そんな鼻ぐずぐずの中、昨晩は古文の会でした。
今回の段は恋の長いところがようやく終わって、哀傷歌、と雑歌のところです。
834 夢とこそいふべかりけれ 世の中にうつつあるものと思ひけるかな
紀貫之
現代語訳 この世はまさに夢以外の何物でもなかった。だのに、今度あの人に
死なれるまでは、私はこの世に不滅の「現実」が存在するのだとばかり思っていた。
861 つひにゆく道とはかねて聞きしかど 昨日今日とは思はざりしを
在原業平
現代語訳 死というものが人生最後の行路だとは、前から聞かされていたのではあるが、それがきのうや今日旅立つべき道であるとは思わなかった。

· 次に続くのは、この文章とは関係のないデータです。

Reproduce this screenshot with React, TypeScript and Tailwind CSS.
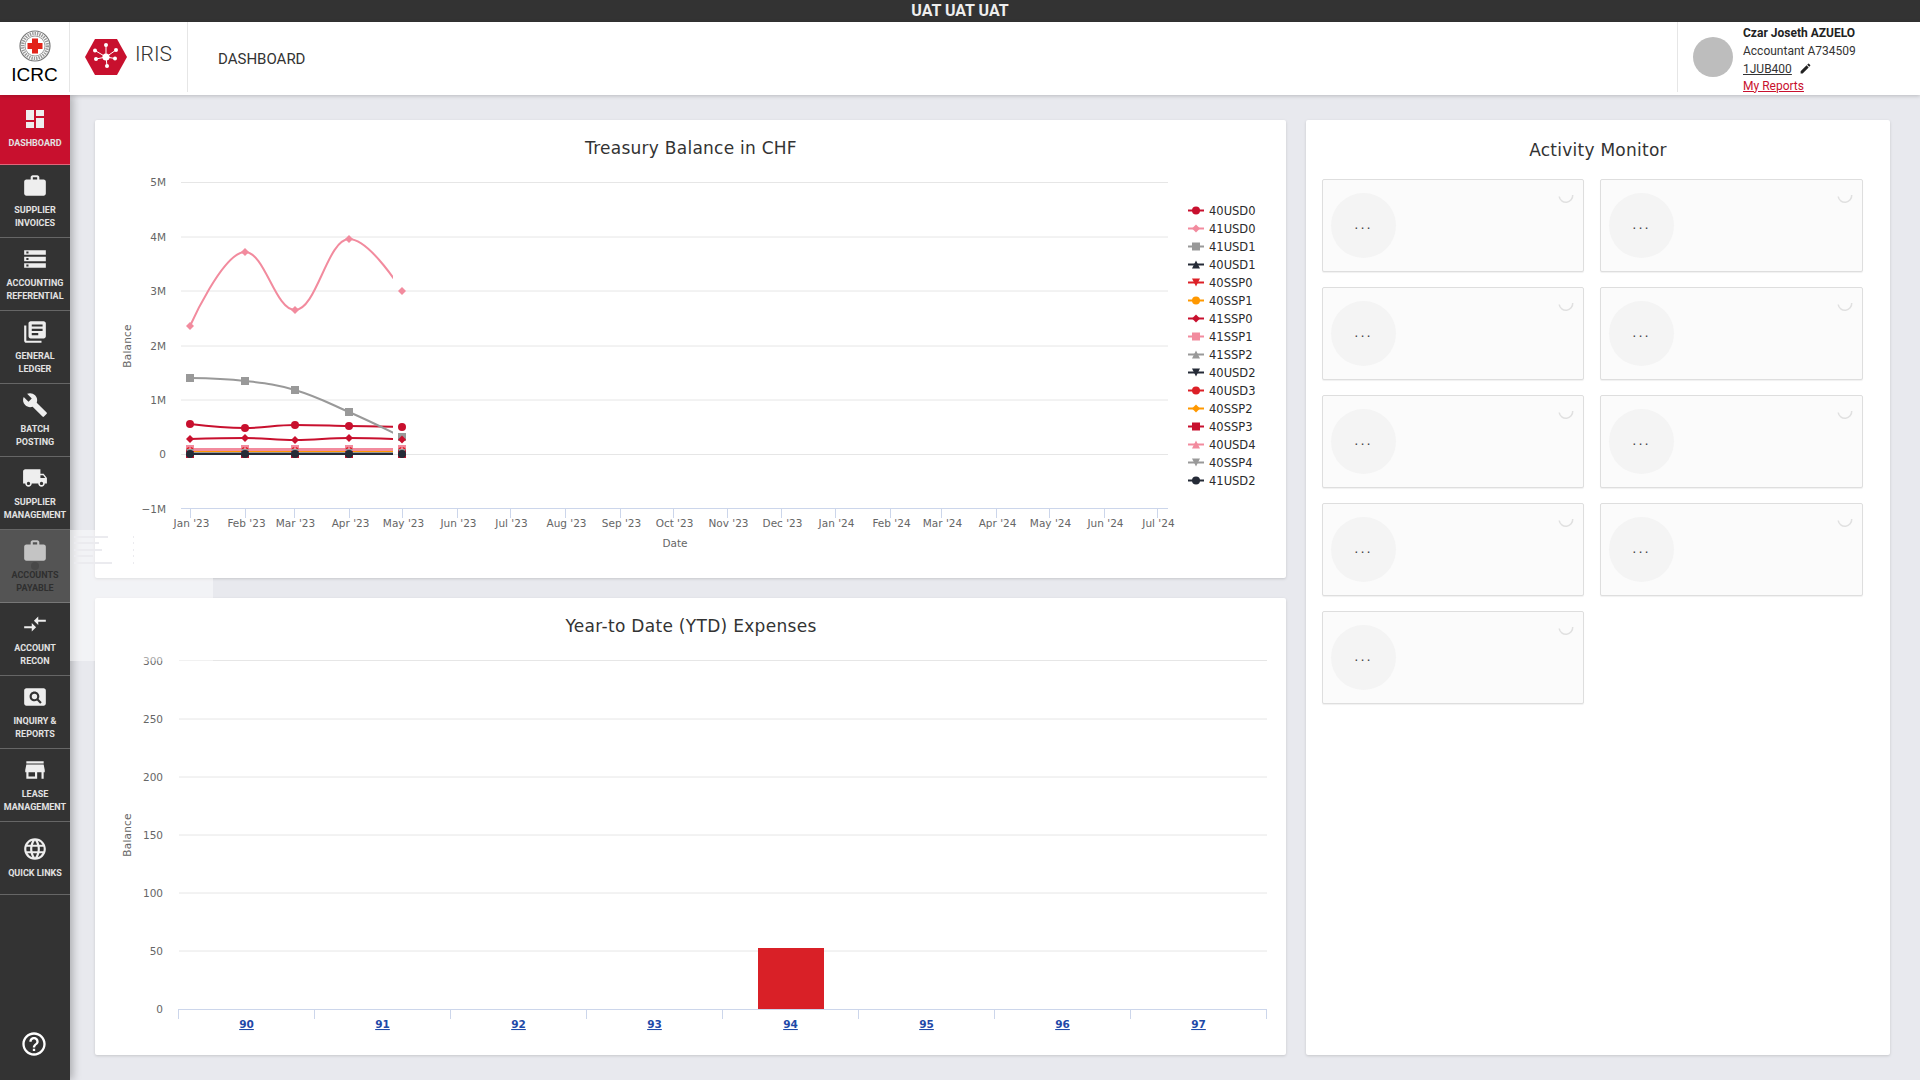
import {
  MdDashboard,
  MdWork,
  MdStorage,
  MdLibraryBooks,
  MdBuild,
  MdLocalShipping,
  MdCompareArrows,
  MdPageview,
  MdStore,
  MdLanguage,
  MdHelpOutline,
  MdEdit,
} from 'react-icons/md';
import type { IconType } from 'react-icons';

const CRIMSON = '#c8102e';
const PINK = '#f28b9e';
const GRAY = '#999999';
const DARK = '#252b37';
const RED = '#dc2027';
const ORANGE = '#ff9800';

const CHART_FONT = '"DejaVu Sans", sans-serif';

interface NavItem {
  label: string[];
  icon: IconType;
  active?: boolean;
  hover?: boolean;
  single?: boolean;
}

const navItems: NavItem[] = [
  { label: ['DASHBOARD'], icon: MdDashboard, active: true },
  { label: ['SUPPLIER', 'INVOICES'], icon: MdWork },
  { label: ['ACCOUNTING', 'REFERENTIAL'], icon: MdStorage },
  { label: ['GENERAL', 'LEDGER'], icon: MdLibraryBooks },
  { label: ['BATCH', 'POSTING'], icon: MdBuild },
  { label: ['SUPPLIER', 'MANAGEMENT'], icon: MdLocalShipping },
  { label: ['ACCOUNTS', 'PAYABLE'], icon: MdWork, hover: true },
  { label: ['ACCOUNT', 'RECON'], icon: MdCompareArrows },
  { label: ['INQUIRY &', 'REPORTS'], icon: MdPageview },
  { label: ['LEASE', 'MANAGEMENT'], icon: MdStore },
  { label: ['QUICK LINKS'], icon: MdLanguage, single: true },
];

type Marker = 'circle' | 'diamond' | 'square' | 'triangle' | 'triangle-down';

interface Series {
  name: string;
  color: string;
  marker: Marker;
  ys: number[];
}

const flat = (y: number) => [y, y, y, y, y];

const series: Series[] = [
  { name: '40USD0', color: CRIMSON, marker: 'circle', ys: [424, 428, 425, 426, 427] },
  { name: '41USD0', color: PINK, marker: 'diamond', ys: [326, 252, 310, 239, 291] },
  { name: '41USD1', color: GRAY, marker: 'square', ys: [378, 381, 390, 412, 437] },
  { name: '40USD1', color: DARK, marker: 'triangle', ys: flat(451) },
  { name: '40SSP0', color: RED, marker: 'triangle-down', ys: flat(450) },
  { name: '40SSP1', color: ORANGE, marker: 'circle', ys: flat(452) },
  { name: '41SSP0', color: CRIMSON, marker: 'diamond', ys: [439, 438, 440, 438, 439.5] },
  { name: '41SSP1', color: PINK, marker: 'square', ys: flat(449) },
  { name: '41SSP2', color: GRAY, marker: 'triangle', ys: flat(451) },
  { name: '40USD2', color: DARK, marker: 'triangle-down', ys: flat(453) },
  { name: '40USD3', color: RED, marker: 'circle', ys: flat(451) },
  { name: '40SSP2', color: ORANGE, marker: 'diamond', ys: flat(452) },
  { name: '40SSP3', color: CRIMSON, marker: 'square', ys: flat(454) },
  { name: '40USD4', color: PINK, marker: 'triangle', ys: flat(450) },
  { name: '40SSP4', color: GRAY, marker: 'triangle-down', ys: flat(453) },
  { name: '41USD2', color: DARK, marker: 'circle', ys: flat(454) },
];

const pointXs = [190, 245, 295, 349, 402];

const months: [string, number][] = [
  ["Jan '23", 0],
  ["Feb '23", 31],
  ["Mar '23", 59],
  ["Apr '23", 90],
  ["May '23", 120],
  ["Jun '23", 151],
  ["Jul '23", 181],
  ["Aug '23", 212],
  ["Sep '23", 243],
  ["Oct '23", 273],
  ["Nov '23", 304],
  ["Dec '23", 334],
  ["Jan '24", 365],
  ["Feb '24", 396],
  ["Mar '24", 425],
  ["Apr '24", 456],
  ["May '24", 486],
  ["Jun '24", 517],
  ["Jul '24", 547],
];

// same control point maths as a highcharts spline
function splinePath(xs: number[], ys: number[]) {
  const s = 1.5;
  const d = 2.5;
  const ctrl = xs.map((x, i) => {
    if (i === 0 || i === xs.length - 1) return null;
    const y = ys[i];
    const lx = (s * x + xs[i - 1]) / d;
    let ly = (s * y + ys[i - 1]) / d;
    const rx = (s * x + xs[i + 1]) / d;
    let ry = (s * y + ys[i + 1]) / d;
    const corr = ((ry - ly) * (rx - x)) / (rx - lx) + y - ry;
    ly += corr;
    ry += corr;
    if (ly > ys[i - 1] && ly > y) {
      ly = Math.max(ys[i - 1], y);
      ry = 2 * y - ly;
    } else if (ly < ys[i - 1] && ly < y) {
      ly = Math.min(ys[i - 1], y);
      ry = 2 * y - ly;
    }
    if (ry > ys[i + 1] && ry > y) {
      ry = Math.max(ys[i + 1], y);
      ly = 2 * y - ry;
    } else if (ry < ys[i + 1] && ry < y) {
      ry = Math.min(ys[i + 1], y);
      ly = 2 * y - ry;
    }
    return { lx, ly, rx, ry };
  });
  let path = `M ${xs[0]} ${ys[0]}`;
  for (let i = 1; i < xs.length; i++) {
    const a = ctrl[i - 1];
    const b = ctrl[i];
    const c1x = a ? a.rx : xs[i - 1];
    const c1y = a ? a.ry : ys[i - 1];
    const c2x = b ? b.lx : xs[i];
    const c2y = b ? b.ly : ys[i];
    path += ` C ${c1x} ${c1y} ${c2x} ${c2y} ${xs[i]} ${ys[i]}`;
  }
  return path;
}

function ChartMarker({ kind, x, y, color }: { kind: Marker; x: number; y: number; color: string }) {
  const r = 4;
  if (kind === 'circle') return <circle cx={x} cy={y} r={r} fill={color} />;
  if (kind === 'square') return <rect x={x - r} y={y - r} width={r * 2} height={r * 2} fill={color} />;
  if (kind === 'diamond') return <path d={`M ${x} ${y - r} L ${x + r} ${y} L ${x} ${y + r} L ${x - r} ${y} Z`} fill={color} />;
  if (kind === 'triangle') return <path d={`M ${x} ${y - r} L ${x + r} ${y + r} L ${x - r} ${y + r} Z`} fill={color} />;
  return <path d={`M ${x - r} ${y - r} L ${x + r} ${y - r} L ${x} ${y + r} Z`} fill={color} />;
}

// chart coordinates are page coordinates, the card starts at 95,120
function TreasuryChart() {
  const gridYs: [string, number][] = [
    ['5M', 182.5],
    ['4M', 237],
    ['3M', 291],
    ['2M', 346],
    ['1M', 400],
    ['0', 454.5],
  ];
  return (
    <svg className="block h-full w-full" viewBox="95 120 1191 458" style={{ fontFamily: CHART_FONT }}>
      <defs>
        <clipPath id="reveal">
          <rect x="181" y="150" width="212" height="340" />
        </clipPath>
      </defs>
      <text x="691" y="154" textAnchor="middle" fontSize="17" letterSpacing="0.25" fill="#333333">
        Treasury Balance in CHF
      </text>
      {gridYs.map(([label, y]) => (
        <g key={label}>
          <line x1="181" x2="1168" y1={y} y2={y} stroke="#e6e6e6" />
          <text x="166" y={y + 3.5} textAnchor="end" fontSize="10.5" fill="#666666">
            {label}
          </text>
        </g>
      ))}
      <text x="166" y="512.5" textAnchor="end" fontSize="10.5" fill="#666666">
        −1M
      </text>
      <line x1="181" x2="1168" y1="508.5" y2="508.5" stroke="#ccd6eb" />
      {months.map(([label, day]) => {
        const x = Math.round(190 + day * 1.768) + 0.5;
        return (
          <g key={label}>
            <line x1={x} x2={x} y1="508.5" y2="518" stroke="#ccd6eb" />
            <text x={x + 1} y="527" textAnchor="middle" fontSize="10.5" fill="#666666">
              {label}
            </text>
          </g>
        );
      })}
      <text x="675" y="547" textAnchor="middle" fontSize="10.5" fill="#666666">
        Date
      </text>
      <text transform="translate(131 346) rotate(-90)" textAnchor="middle" fontSize="10.5" letterSpacing="0.2" fill="#666666">
        Balance
      </text>
      {series.map((s) => (
        <g key={s.name}>
          <path d={splinePath(pointXs, s.ys)} fill="none" stroke={s.color} strokeWidth="2" clipPath="url(#reveal)" />
          {pointXs.map((x, i) => (
            <ChartMarker key={x} kind={s.marker} x={x} y={s.ys[i]} color={s.color} />
          ))}
        </g>
      ))}
      {series.map((s, i) => {
        const y = 210.5 + i * 18;
        return (
          <g key={s.name}>
            <line x1="1188" x2="1204" y1={y} y2={y} stroke={s.color} strokeWidth="2" />
            <ChartMarker kind={s.marker} x={1196} y={y} color={s.color} />
            <text x="1209" y={y + 4} fontSize="11.5" fill="#2b2b2b">
              {s.name}
            </text>
          </g>
        );
      })}
    </svg>
  );
}

function ExpensesChart() {
  const gridYs: [string, number][] = [
    ['300', 660.5],
    ['250', 719],
    ['200', 777],
    ['150', 835],
    ['100', 893],
    ['50', 951],
  ];
  const categories = ['90', '91', '92', '93', '94', '95', '96', '97'];
  return (
    <svg className="block h-full w-full" viewBox="95 598 1191 457" style={{ fontFamily: CHART_FONT }}>
      <text x="691" y="632" textAnchor="middle" fontSize="17" letterSpacing="0.3" fill="#333333">
        Year-to Date (YTD) Expenses
      </text>
      {gridYs.map(([label, y]) => (
        <g key={label}>
          <line x1="179" x2="1267" y1={y} y2={y} stroke="#e6e6e6" />
          <text x="163" y={y + 4} textAnchor="end" fontSize="10.5" fill="#666666">
            {label}
          </text>
        </g>
      ))}
      <text x="163" y="1013" textAnchor="end" fontSize="10.5" fill="#666666">
        0
      </text>
      <text transform="translate(131 835) rotate(-90)" textAnchor="middle" fontSize="10.5" letterSpacing="0.2" fill="#666666">
        Balance
      </text>
      <rect x="758" y="948" width="66" height="61" fill="#d92027" />
      <line x1="178" x2="1267" y1="1009.5" y2="1009.5" stroke="#ccd6eb" />
      {categories.map((label, i) => {
        const x = 178.5 + i * 136;
        return (
          <g key={label}>
            <line x1={x} x2={x} y1="1009.5" y2="1019" stroke="#ccd6eb" />
            <text x={x + 68} y="1028" textAnchor="middle" fontSize="10.5" fontWeight="600" fill="#1f4aa8" textDecoration="underline">
              {label}
            </text>
          </g>
        );
      })}
      <line x1="1266.5" x2="1266.5" y1="1009.5" y2="1019" stroke="#ccd6eb" />
    </svg>
  );
}

function IcrcLogo() {
  return (
    <svg width="32" height="32" viewBox="0 0 32 32">
      <circle cx="16" cy="16" r="15" fill="#ffffff" stroke="#777777" strokeWidth="1.2" />
      <circle cx="16" cy="16" r="12.4" fill="none" stroke="#999999" strokeWidth="3.4" strokeDasharray="1.4 1" />
      <circle cx="16" cy="16" r="10" fill="#ffffff" stroke="#777777" strokeWidth="0.7" />
      <path d="M13 8.5h6V13h4.500v6H19v4.500h-6V19H8.500v-6H13z" fill="#e2231a" />
    </svg>
  );
}

function IrisLogo() {
  const spokes = [
    [21, 6],
    [31, 11],
    [30, 19.5],
    [22, 27],
    [11, 20],
    [10, 11.5],
  ];
  return (
    <svg width="42" height="36" viewBox="0 0 42 36">
      <path d="M10 0h22l10 18-10 18H10L0 18z" fill="#c8102e" />
      {spokes.map(([x, y]) => (
        <g key={`${x}-${y}`}>
          <line x1="21" y1="18" x2={x} y2={y} stroke="#ffffff" strokeWidth="1" />
          <circle cx={x} cy={y} r="2" fill="#ffffff" />
        </g>
      ))}
      <circle cx="21" cy="18" r="3.6" fill="#ffffff" />
    </svg>
  );
}

function SidebarItem({ item }: { item: NavItem }) {
  const Icon = item.icon;
  const bg = item.active ? 'h-[70px] bg-[#c8102e] border-[#e0667a]' : item.hover ? 'h-[73px] bg-[#545454] border-[#777777]' : 'h-[73px] border-[#666666]';
  const fg = item.hover ? 'text-[#2f2f2f]' : 'text-[#e2e2e2]';
  const iconTop = item.active ? 'mt-[12px]' : item.single ? 'mt-[14px]' : 'mt-[8px]';
  return (
    <div className={`flex flex-col items-center border-b ${bg}`}>
      <Icon className={`${iconTop} ${item.hover ? 'text-[#c4c4c4]' : 'text-[#eeeeee]'}`} size={item.active ? 24 : 26} />
      <div className={`${item.active ? 'mt-[6px]' : 'mt-[5px]'} text-center text-[9px] leading-[13px] font-bold ${fg}`}>
        {item.label.map((line) => (
          <div key={line} className="whitespace-nowrap">
            {line}
          </div>
        ))}
      </div>
    </div>
  );
}

function ActivityCard() {
  return (
    <div className="relative flex h-[93px] items-center rounded-[2px] border border-[#dedede] bg-[#fbfbfb] pl-[8px] shadow-[0_1px_1px_rgba(0,0,0,0.06)]">
      <div className="flex h-[65px] w-[65px] items-center justify-center rounded-full bg-[#f4f4f4] pb-[3px] font-['DejaVu_Sans',sans-serif] text-[13px] leading-none tracking-[2px] text-[#444444]">
        ...
      </div>
      <svg className="absolute top-[10px] right-[9px]" width="16" height="16" viewBox="0 0 16 16">
        <path d="M1.200 6.500a6.800 6.800 0 0 0 13.500 -1.500" fill="none" stroke="#e0e0e0" strokeWidth="1.500" />
      </svg>
    </div>
  );
}

export default function App() {
  return (
    <div className="relative flex h-[1080px] w-[1920px] flex-col overflow-hidden bg-[#e8e9ee] font-['Roboto',sans-serif]">
      <div className="h-[22px] bg-[#333333] text-center text-[16px] leading-[21px] font-bold text-[#eeeeee]">UAT UAT UAT</div>

      <header className="relative z-10 flex h-[73px] items-stretch bg-white shadow-[0_1px_4px_rgba(0,0,0,0.2)]">
        <div className="flex h-[70px] w-[70px] flex-col items-center border-r border-[#e6e6e6] pt-[8px]">
          <IcrcLogo />
          <div className="mt-[2px] font-['Liberation_Sans',sans-serif] text-[19px] leading-[22px] text-black">ICRC</div>
        </div>
        <div className="flex h-[70px] w-[118px] items-start border-r border-[#e6e6e6] pt-[17px] pl-[15px]">
          <IrisLogo />
          <span className="ml-[8px] text-[21px] leading-[30px] font-light text-[#333333]">IRIS</span>
        </div>
        <div className="ml-[30px] pt-[27px] text-[15px] leading-[20px] text-[#333333]">DASHBOARD</div>
        <div className="ml-auto flex h-[70px] w-[243px] items-start border-l border-[#e6e6e6] pl-[15px]">
          <div className="mt-[15px] h-[40px] w-[40px] rounded-full bg-[#bdbdbd]" />
          <div className="ml-[10px] pt-[3px] text-[12px] leading-[17.5px] text-[#333333]">
            <div className="font-bold text-[#222222]">Czar Joseth AZUELO</div>
            <div>Accountant A734509</div>
            <div className="mt-[1px] flex items-center gap-[7px]">
              <span className="underline">1JUB400</span>
              <MdEdit size={13} className="mb-[3px] text-[#222222]" />
            </div>
            <div className="leading-[14px] text-[#c8102e] underline">My Reports</div>
          </div>
        </div>
      </header>

      <div className="flex min-h-0 flex-1">
        <aside className="flex w-[70px] flex-col bg-[#333333] shadow-[3px_0_8px_rgba(0,0,0,0.25)]">
          {navItems.map((item) => (
            <SidebarItem key={item.label.join(' ')} item={item} />
          ))}
          <div className="mt-auto flex justify-center pr-[2px] pb-[22px]">
            <MdHelpOutline size={28} className="text-white" />
          </div>
        </aside>

        <main className="flex min-w-0 flex-1 gap-[20px] pt-[25px] pl-[25px]">
          <div className="flex w-[1191px] flex-col gap-[20px]">
            <section className="h-[458px] rounded-[2px] bg-white shadow-[0_1px_3px_rgba(0,0,0,0.15)]">
              <TreasuryChart />
            </section>
            <section className="h-[457px] rounded-[2px] bg-white shadow-[0_1px_3px_rgba(0,0,0,0.15)]">
              <ExpensesChart />
            </section>
          </div>
          <section className="h-[935px] w-[584px] rounded-[2px] bg-white px-[16px] shadow-[0_1px_3px_rgba(0,0,0,0.15)]">
            <h2 className="pt-[18px] text-center font-['DejaVu_Sans',sans-serif] text-[17px] leading-[25px] tracking-[0.25px] text-[#333333]">Activity Monitor</h2>
            <div className="mt-[16px] grid w-[541px] grid-cols-[262px_263px] gap-x-[16px] gap-y-[15px]">
              {Array.from({ length: 9 }, (_, i) => (
                <ActivityCard key={i} />
              ))}
            </div>
          </section>
        </main>
      </div>

      {/* ripple left on the hovered menu entry */}
      <div className="absolute top-[562px] left-[31px] z-20 h-[8px] w-[8px] rounded-full bg-[#484848]" />

      {/* menu caught mid fade, lies over sidebar edge and charts */}
      <div className="absolute top-[530px] left-[70px] z-20 h-[131px] w-[143px] bg-white/45 pt-[1px] pl-[4px]">
        {[34, 25, 28, 19, 38].map((w, i) => (
          <div key={i} className="mt-[4.6px] flex h-[2px] w-[60px] items-center justify-between">
            <span className="h-[2px] bg-[#ebebef]" style={{ width: w }} />
            <span className="h-[2px] w-[1px] bg-[#ebebef]" />
          </div>
        ))}
      </div>
    </div>
  );
}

現代語訳がもう一つで作者の切実さがもうひとつ汲取れぬくいかもと思いつつ。この無常観はこの時代からはっきり出て来たようで、いまの我らとほとんど変わらぬ。1000年前と明らかに違うのは、死がとても目の前にというか、病院で知らぬ間になくなるということはないわけで、誰かに看取られながらいく有様の中でも、自分の番というのは認め難い。その認めがたさを超えて、それはそれとして押し寄せてくるありように否応なくはいである。